One of those experts is Dick Whipple, director of medical transport for MAMA. HCA Healthcare assumed ownership of MAMA when Mission Health was acquired three years ago. Exceptional air and ground transport programs are a clear need in many areas, says Dick. “We serve as a vital part of the continuum of care. It’s just that we do so in a mobile environment. It’s that challenge that our crews thrive on.”
Level of Training
To provide that measure of care, HCA Healthcare transport programs combine highly motivated colleagues with exceptional instruction.
“Most people in this profession have [always] wanted to do this,” says Jessica. “It’s a field that’s filled with passionate people who want to provide this higher level of care, which means that they’re going to pursue higher levels of education and training to be able to provide that care.”
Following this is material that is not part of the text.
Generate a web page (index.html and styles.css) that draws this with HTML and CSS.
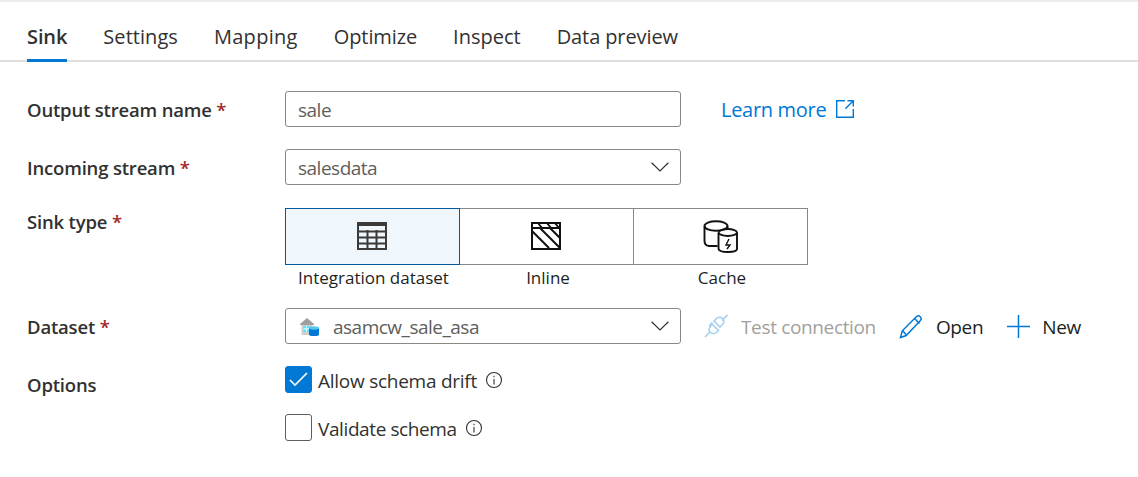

That commitment is complemented by stringent work requirements and extensive training that apply to all nurses, nurse practitioners, paramedics and physician assistants who work these transports.
“For a nurse, they need three to five years of ER or ICU or combined experience,” says Jessica. “For a paramedic, three to five years of high-volume 911 service or an intermix of hospital and ER 911.”
Brian adds that there are no exceptions to those minimum work requirements. Candidates then attend a new-hire academy, where they gain additional training with preceptors or clinical coaches for several months.
“I’ve worked for HCA Healthcare for the last two years as a flight nurse, and any time we’ve needed anything, resources were there,” says Chris Wallace, R.N. “All we’ve had to do is ask, if we needed equipment, guidance, education or anything like that. I’ve never had to worry about that.”
Eyes and Ears on Hurricane Ida
This past December, HCA Houston Healthcare’s AIRLIFE teams in Texas traveled to New Orleans, La., in the wake of Hurricane Ida. Facing vast stretches of destruction, power outages, and stifling heat and humidity, the crews transported more than three dozen patients — including 12 neonatal intensive care unit (NICU) babies — to safety. Below is an eyewitness account from that extraordinary transportation effort.
I’ve taken care of NICU babies for more than 25 years. While we were getting into the helicopter, some neighbors were watching the rescues. There was a little girl who waved to us, and it was really sweet, because she was getting to see how these babies were taken care of and that they were being taken to a safe place.”Stewardship
— Jana Zimmerhanzel, Inpatient Nursing Director HCA Houston Healthcare Clear Lake, Webster, Texas
Read more about these transport teams in action and their response to Hurricane Ida in New Orleans here.
A keen focus on superior training also guarantees that HCA Healthcare is meeting its obligation to the healthcare field in general. “Not only is our responsibility to promote the clinical quality that HCA Healthcare offers, but it’s also to be good stewards of the field,” says Brian.
Jessica says her goal is to provide all the resources required for the enterprise to offer safe, quality patient transport while making sure it’s done in a manner consistent with HCA Healthcare’s mission. “The goal for 2022 is to bring everybody to the table so that they can do this together. That way we can help pave the way and reduce any barriers for any of our programs that are seeking to uphold this mission on a daily basis.”